The colour-drenched streets of Tokyo reached their peak this week. It’s sakura, or cherry blossom season. Much like Delhi’s resilient amaltas that blazes bright yellow in 45 degrees Celsius, the sakura is Japan’s metaphor for transient perfection. Despite tsunamis, earthquakes, even a nuclear disaster, its soft pink-and-white flowers bloom in breathtaking beauty, even amid mountains of rubble. Over centuries, their short-lived bloom has woven itself into the country’s imagination as a symbol of hope.
Hanami or cherry blossom viewing is an important feature of Japanese culture, dating back to the sixth century of the Heian period. I found myself in Tokyo for a birthday celebration with five friends during Golden Week, as this time of spring is called. Even a year would be too little to really get the elusive nuances of Japanese life. What’s immediately clear is their reverence for all things aesthetically perfect. In my imagination, Tokyo was a post-modern, cosmopolitan city of serious people; especially after I saw on Facebook that if the metro is even five minutes late, the train conductor personally apologises and hands passengers a “proof of lateness” slip for their records.
Barring that, my knowledge of Japan has come from reading Haruki Murakami and some dystopian crime fiction. I didn’t spot a jazz bar andthe surreal epiphanies of Murakami’s characters eluded me completely — other than the one I had when I saw the subway map).
Navigating the Underground requires deciphering the signage and hoping that somebody will understand you enough to help out. And though maps in English are available, they can be incomprehensible for outsiders. Since our plan was to be hectic, superficial tourists who wanted to cover as much of Tokyo as we could in a day, we stuck to taxis.
Our first destination was a visit to a Hanami party to truly soak up the spirit of the sakura. You don’t really need to go anywhere to spot the sakura tree since every street is bursting with flowers, still, there are many listed venues on TripAdvisor for great spots. The advent of the blossom is marked with a party in a garden, where family and friends spread blue tarpaulins under trees laden with flowers, the frail petals falling on grass like delicate snowflakes.

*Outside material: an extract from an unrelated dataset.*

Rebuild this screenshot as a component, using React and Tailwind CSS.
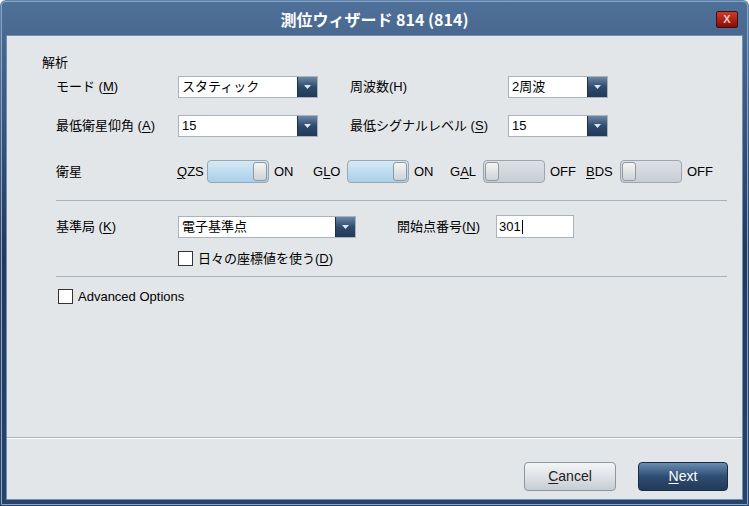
import React from 'react';

const font = { fontFamily: '"Liberation Sans", "Noto Sans CJK JP", sans-serif' };

function Combo({ value, width }) {
  return (
    <div className={`flex h-[22px] ${width} border border-[#a9b3bd] bg-white`}>
      <span className="flex-1 pl-[3px] text-[13px] leading-[20px] text-black">{value}</span>
      <span className="flex w-[20px] items-center justify-center border-l border-[#1c2f47] bg-gradient-to-b from-[#6d87a6] via-[#2e4a6d] to-[#233a58]">
        <svg width="7" height="4" viewBox="0 0 7 4"><path d="M0 0h7L3.5 4z" fill="#dfe7f0" /></svg>
      </span>
    </div>
  );
}

function Toggle({ on }) {
  return (
    <div className={`flex h-[23px] w-[62px] rounded-[4px] border border-[#9aa6b2] p-[1px] ${on ? 'justify-end bg-gradient-to-b from-[#d6e9f6] to-[#a9cfe8]' : 'justify-start bg-gradient-to-b from-[#dde1e6] to-[#c8cdd3]'}`}>
      <span className="h-full w-[14px] rounded-[3px] border border-[#8f99a4] bg-gradient-to-b from-[#f4f5f6] to-[#cfd3d7]" />
    </div>
  );
}

function U({ children }) {
  return <span className="underline underline-offset-2">{children}</span>;
}

function Check() {
  return <span className="inline-block h-[15px] w-[15px] border border-[#333] bg-white" />;
}

export default function App() {
  return (
    <div style={font} className="h-[506px] w-[749px] overflow-hidden rounded-t-[6px] bg-gradient-to-b from-[#5d83ad] via-[#2a4568] to-[#2a4568] p-[1px] text-[13px] text-black">
      <div className="flex h-full flex-col rounded-t-[5px] border border-[#8aa6c6] bg-gradient-to-b from-[#4f7099] via-[#223a5c] to-[#27436a]">
        {/* title bar */}
        <div className="relative flex h-[33px] items-center justify-center">
          <span className="text-[16px] font-bold text-white" style={{ fontFamily: '"Noto Sans CJK JP", "Liberation Sans", sans-serif' }}>測位ウィザード 814 (814)</span>
          <div className="absolute right-[9px] top-[9px] flex h-[17px] w-[22px] items-center justify-center rounded-[2px] border border-[#3a1010] bg-gradient-to-b from-[#d03a2a] to-[#8a0a05]">
            <span className="text-[11px] font-bold leading-none text-[#f0c8c0]">X</span>
          </div>
        </div>

        {/* client area */}
        <div className="mx-[4px] mb-[4px] flex flex-1 flex-col border border-[#6f8fb3] bg-[#e3e6e9]">
          <div className="flex-1 pl-[35px] pr-[15px] pt-[19px]">
            <div className="leading-[16px]">解析</div>

            <div className="mt-[5px] flex items-center pl-[14px]">
              <span className="w-[122px]">モード (<U>M</U>)</span>
              <Combo value="スタティック" width="w-[140px]" />
              <span className="ml-[32px] w-[158px]">周波数(H)</span>
              <Combo value="2周波" width="w-[100px]" />
            </div>

            <div className="mt-[17px] flex items-center pl-[14px]">
              <span className="w-[122px]">最低衛星仰角 (<U>A</U>)</span>
              <Combo value="15" width="w-[140px]" />
              <span className="ml-[32px] w-[158px]">最低シグナルレベル (<U>S</U>)</span>
              <Combo value="15" width="w-[100px]" />
            </div>

            <div className="mt-[23px] flex items-center pl-[14px]">
              <span className="w-[121px]">衛星</span>
              <span className="w-[30px]"><U>Q</U>ZS</span>
              <Toggle on />
              <span className="ml-[5px] w-[39px]">ON</span>
              <span className="w-[34px]">G<U>L</U>O</span>
              <Toggle on />
              <span className="ml-[5px] w-[36px]">ON</span>
              <span className="w-[33px]">G<U>A</U>L</span>
              <Toggle />
              <span className="ml-[5px] w-[36px]">OFF</span>
              <span className="w-[34px]"><U>B</U>DS</span>
              <Toggle />
              <span className="ml-[5px]">OFF</span>
            </div>

            <div className="mt-[17px] ml-[14px] h-px bg-[#a8b2bc]" />

            <div className="mt-[14px] flex items-center pl-[14px]">
              <span className="w-[122px]">基準局 (<U>K</U>)</span>
              <Combo value="電子基準点" width="w-[178px]" />
              <span className="ml-[41px] w-[99px]">開始点番号(<U>N</U>)</span>
              <div className="flex h-[23px] w-[78px] items-center border border-[#a9b3bd] bg-white pl-[2px]">
                301<span className="ml-px inline-block h-[14px] w-px bg-black" />
              </div>
            </div>

            <div className="mt-[11px] flex items-center gap-[5px] pl-[136px]">
              <Check />
              <span>日々の座標値を使う(<U>D</U>)</span>
            </div>

            <div className="mt-[7px] ml-[14px] h-px bg-[#a8b2bc]" />

            <div className="mt-[10px] flex items-center gap-[5px] pl-[16px]">
              <Check />
              <span>Advanced Options</span>
            </div>
          </div>

          <div className="h-[2px] border-t border-[#a8b2bc] bg-white" />

          <div className="flex h-[60px] items-start justify-end gap-[22px] pr-[14px] pt-[23px]">
            <button className="h-[29px] w-[92px] rounded-[4px] border border-[#8d97a2] bg-gradient-to-b from-[#f3f4f6] via-[#dfe3e7] to-[#c5ccd3] text-[14px] text-[#222]">
              <U>C</U>ancel
            </button>
            <button className="h-[29px] w-[90px] rounded-[4px] border border-[#1b2c42] bg-gradient-to-b from-[#6a8db3] via-[#2f4d72] to-[#223a5a] text-[14px] text-white">
              <U>N</U>ext
            </button>
          </div>
        </div>
      </div>
    </div>
  );
}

We chose Yoyogi Park, a five minute walk from Harajuku Station, close to another landmark, the Meiji Shrine. Entry is free. One of Tokyo’s largest parks with undulating lawns, ponds and forested areas of cherry blossoms, it was buzzing with picnickers; everyone had tumbled outside to revel among the flowers. Just outside, stalls were selling a variety of local delicacies including the pork bun (made famous by Kung Fu Panda). The atmosphere inside was carnivalesque — people strumming guitars, lots of dancing and drinking — a city brought together by the stunning sight of 600-plus cherry trees at different stages of flowering. Tokyo, so cold and impersonal from a distance, really feels like the friendliest place on earth here.
In the spring, the sun sets at 8 pm and the best way to explore the city is by foot. The pedestrian overpass near the Meiji Shrine is a great space to watch people. The neighbourhood has a few trendy boutiques selling wild Gothic clothing. Anyone into fashion can get sucked into this space for hours — I left most reluctantly for the tree-lined Ometesando, the main boulevard for shopping. Small lanes off it house local Japanese brands. At the far end of Ometesando is the Aoyama Flower Market Tea House, a lovely little cafe set amid thousands of varieties of fresh flowers. Little rectangular pots of scented herbs are placed on every table. There is an extensive tea menu, of lemon grass infusions, the famous Matcha Green Tea and a fragrant rose tea made with 100 per cent rose petals.
The big surprise, however, was the evening plan. A friend from Delhi had highly recommended something called The Robot Restaurant as the quintessential Japanese experience. It defies categorisation, except to drive home a country’s insatiable appetite for new technology. I can only explain it as a crazed and colourful nightmare, like a bad downer after dropping LSD. Every evening in a basement in Shinjuku district, the walls embellished with mirrors, video screens and psychedelic dragons entwined in flashing patterns, bikini-clad women stage a mock battle using gigantic robots. At some point faux animals, drums, dancers and a forest scene straight out of Avatar make a badly-timed entry; from what I gathered, the show is about a war between robots and humans. There’s migraine-enducing noise and Star Wars-type floats. A seemingly never-ending exhibition of cat calls, fire crackers, acrobats and wacky costumes make for an inexplicable spectacle. It’s hilarious and overwhelming and makes no sense. In the last sequence they hand out glow sticks to shellshocked viewers which they’re supposed to wave with gusto. You do — it’s such a relief to know it’s over.
We wrapped up our day afterwards, a little confused with the white noise of the robots. But then, one walk through its quiet alleys, past centuries-old palaces and the zen-like celebration going on in the gardens, you know Tokyo deserves a place of honour among the greatest cities of the world.